Show that $p_n^{1-\epsilon}\le n$ using PNT
Solution 1:
$\color{red}{\text{1. One way}}$
I will use 2 results
- PNT $$\lim\limits_{n\rightarrow\infty}\frac{\pi(n)\ln{(n)}}{n}=1 \Rightarrow \lim\limits_{n\rightarrow\infty}\frac{n}{\pi(n)\ln{(n)}}=1 \tag{1}$$
- and $$\lim\limits_{n\rightarrow\infty}\frac{p_n}{n\ln{(n)}}=1 \tag{2}$$
Proposition 1.1 $$\lim\limits_{n\rightarrow\infty} \frac{\ln{(n)}}{\ln{(p_n)}}=1$$
$\{p_n\}$ is a subsequence of $\{n\}$, thus, from $(1)$, $$\lim\limits_{p_n\rightarrow\infty}\frac{\pi(p_n)\ln{(p_n)}}{p_n}=1 \Rightarrow \lim\limits_{n\rightarrow\infty}\frac{\pi(p_n)\ln{(p_n)}}{p_n}=1 \Rightarrow ...$$ because $\pi(p_n)=n$ $$...\lim\limits_{n\rightarrow\infty}\frac{n\ln{(p_n)}}{p_n}=1 \tag{3}$$ Now $$\lim\limits_{n\rightarrow\infty} \frac{\ln{(n)}}{\ln{(p_n)}}= \lim\limits_{n\rightarrow\infty} \left(\frac{n\ln{(n)}}{p_n}\cdot\frac{p_n}{n\ln{(p_n)}}\right)=\\ \lim\limits_{n\rightarrow\infty} \left(\frac{n\ln{(n)}}{p_n}\right)\cdot \lim\limits_{n\rightarrow\infty} \left(\frac{p_n}{n\ln{(p_n)}}\right)\overset{(2)(3)}{=}1$$
Proposition 1.2 For large enough $n$ $$p_n^{1-\varepsilon}<n$$
From $$\lim\limits_{n\rightarrow\infty} \frac{\ln{(n)}}{\ln{(p_n)}}=1$$ using the definition of limit, $\forall\varepsilon >0, \exists N(\varepsilon)\in\mathbb{N}$ s.t. $\forall n> N(\varepsilon)$ $$\left|\frac{\ln{(n)}}{\ln{(p_n)}}-1\right|<\varepsilon \Rightarrow 1-\varepsilon <\frac{\ln{(n)}}{\ln{(p_n)}}< 1+\varepsilon \Rightarrow \\ (1-\varepsilon)\ln{(p_n)} <\ln{(n)}< (1+\varepsilon)\ln{(p_n)} \Rightarrow \\ \ln{(p_n)^{(1-\varepsilon)}} <\ln{(n)}< \ln{(p_n)^{(1+\varepsilon)}} \Rightarrow ...$$ $e^x$ is ascendng, thus $$... p_n^{1-\varepsilon} <n< p_n^{1+\varepsilon} $$
$\color{red}{\text{2. Another way}}$
Using Vallée-Poussin, for large enough $x$ $$\pi(x)>\frac{x}{\ln(x)-(1-\varepsilon)}>\frac{x}{\ln(x)}$$ Let's show that for large enough $x$ we also have $$\frac{x}{\ln(x)}>x^{1-\varepsilon}$$ which is the same as showing $$\frac{x^{\varepsilon}}{\ln{x}}>1$$ for large $x>0$.

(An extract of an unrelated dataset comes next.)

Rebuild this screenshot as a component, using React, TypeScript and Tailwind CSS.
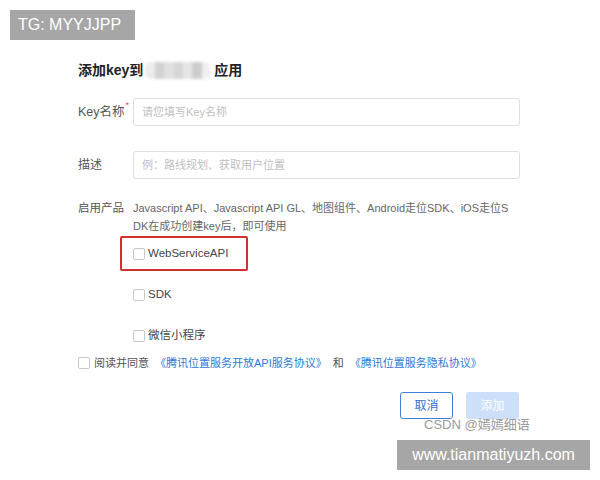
import React from "react";

const Box = () => (
  <span className="inline-block w-[12px] h-[12px] border border-[#c8c8c8] rounded-[2px] bg-white shrink-0" />
);

export default function App() {
  return (
    <div className="relative w-[600px] h-[480px] bg-white overflow-hidden font-['Liberation_Sans','Noto_Sans_CJK_SC',sans-serif] text-[#333]">
      <div className="pl-[78px] pt-[61px] flex flex-col">
        {/* title */}
        <div className="flex items-center h-[18px] text-[14px] font-bold text-[#222]">
          <span>添加key到</span>
          <span className="ml-[2px] mr-[3px] w-[66px] h-[17px] flex rounded-[6px] overflow-hidden blur-[1.5px]">
            <span className="flex-1 bg-[#ececec]" />
            <span className="flex-1 bg-[#d2d2d2]" />
            <span className="flex-1 bg-[#e0e0e0]" />
            <span className="flex-1 bg-[#d6d6d6]" />
            <span className="flex-1 bg-[#e6e6e6]" />
            <span className="flex-1 bg-[#cdcdcd]" />
            <span className="flex-1 bg-[#f0f0f0]" />
          </span>
          <span>应用</span>
        </div>

        {/* key name */}
        <div className="mt-[19px] flex items-center h-[28px] text-[12.5px]">
          <div className="w-[55px] flex items-start text-[#555]">
            <span>Key名称</span>
            <span className="text-[#e5484d] text-[9px] leading-none ml-[1px] -mt-[2px]">*</span>
          </div>
          <div className="w-[387px] h-[28px] border border-[#dedede] rounded-[3px] flex items-center px-[8px] text-[11px] text-[#c0c0c0]">
            请您填写Key名称
          </div>
        </div>

        {/* desc */}
        <div className="mt-[25px] flex items-center h-[28px] text-[12px]">
          <div className="w-[55px] text-[#555]">描述</div>
          <div className="w-[387px] h-[28px] border border-[#dedede] rounded-[3px] flex items-center px-[8px] text-[11px] text-[#c0c0c0]">
            例：路线规划、获取用户位置
          </div>
        </div>

        {/* products */}
        <div className="mt-[20px] flex items-start text-[11px]">
          <div className="w-[55px] text-[#555] text-[11.5px] leading-[18px]">启用产品</div>
          <div className="w-[387px] flex flex-col">
            <div className="text-[#666] leading-[18px] break-all pr-[7px]">
              Javascript API、Javascript API GL、地图组件、Android走位SDK、iOS走位SDK在成功创建key后，即可使用
            </div>
            <div className="mt-[1px] -ml-[13px] w-[128px] h-[35px] border-2 border-[#d0312d] rounded-[2px] flex items-center pl-[11px] gap-[3px] text-[#444] text-[11.5px]">
              <Box />
              <span>WebServiceAPI</span>
            </div>
            <div className="mt-[17px] flex items-center gap-[3px] h-[14px] text-[#444] text-[11.5px]">
              <Box />
              <span>SDK</span>
            </div>
            <div className="mt-[27px] flex items-center gap-[3px] h-[14px] text-[#444]">
              <Box />
              <span className="text-[11.5px]">微信小程序</span>
            </div>
          </div>
        </div>

        {/* agreement */}
        <div className="mt-[13px] flex items-center gap-[4px] h-[14px] text-[11px] text-[#555]">
          <Box />
          <span>阅读并同意</span>
          <span className="ml-[2px] text-[#2a7ad6]">《腾讯位置服务开放API服务协议》</span>
          <span className="mx-[2px]">和</span>
          <span className="text-[#2a7ad6]">《腾讯位置服务隐私协议》</span>
        </div>

        {/* buttons */}
        <div className="mt-[22px] w-[441px] flex justify-end gap-[13px] text-[12px]">
          <div className="w-[53px] h-[27px] border border-[#3f7ed8] rounded-[3px] flex items-center justify-center text-[#2f6fcf]">
            取消
          </div>
          <div className="w-[53px] h-[27px] bg-[#cddff9] rounded-[3px] flex items-center justify-center text-white">
            添加
          </div>
        </div>
      </div>

      {/* overlays */}
      <div className="absolute left-[10px] top-[10px] w-[125px] h-[30px] bg-[#a6a6a6] text-white text-[16px] flex items-center pl-[8px]">
        TG: MYYJJPP
      </div>
      <div className="absolute left-[424px] top-[417px] text-[13px] text-[#9a9a9a] leading-[16px]">
        CSDN @嫣嫣细语
      </div>
      <div className="absolute left-[397px] top-[440px] w-[193px] h-[30px] bg-[#a6a6a6] text-white text-[16px] flex items-center justify-center">
        www.tianmatiyuzh.com
      </div>
    </div>
  );
}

Propositions 2.1 Function $f(x)=\frac{x^{\varepsilon}}{\ln{x}}$ is ascending for large $x>0$.
Because $$f'(x)=\frac{x^{\varepsilon-1} (\varepsilon \ln{x}-1)}{\ln^2{x}}>0 \iff \varepsilon \ln{x}-1>0 \Rightarrow x> e^{\frac{1}{\varepsilon}}$$
Propositions 2.2 $\lim\limits_{x\rightarrow \infty}f(x) \rightarrow \infty$
If we assume it is bounded by a large $\alpha>0, \forall x>1$ and we know $\ln{x}$ is ascending $$\frac{x^{\varepsilon}}{\ln{x}} < \alpha \iff 1<x^{\varepsilon}< \alpha \ln{x} \iff \color{red}{0}<\varepsilon<\frac{\ln{\alpha}}{\ln{x}}+\frac{\ln{\ln{x}}}{\ln{x}}\rightarrow \color{red}{0}, x\rightarrow\infty$$ which is a contradiction.
So, for large $x$ we have $$\pi(x)>x^{1-\varepsilon}$$ which means, for large $n$ we have $$n=\pi(p_n)>p_n^{1-\varepsilon}$$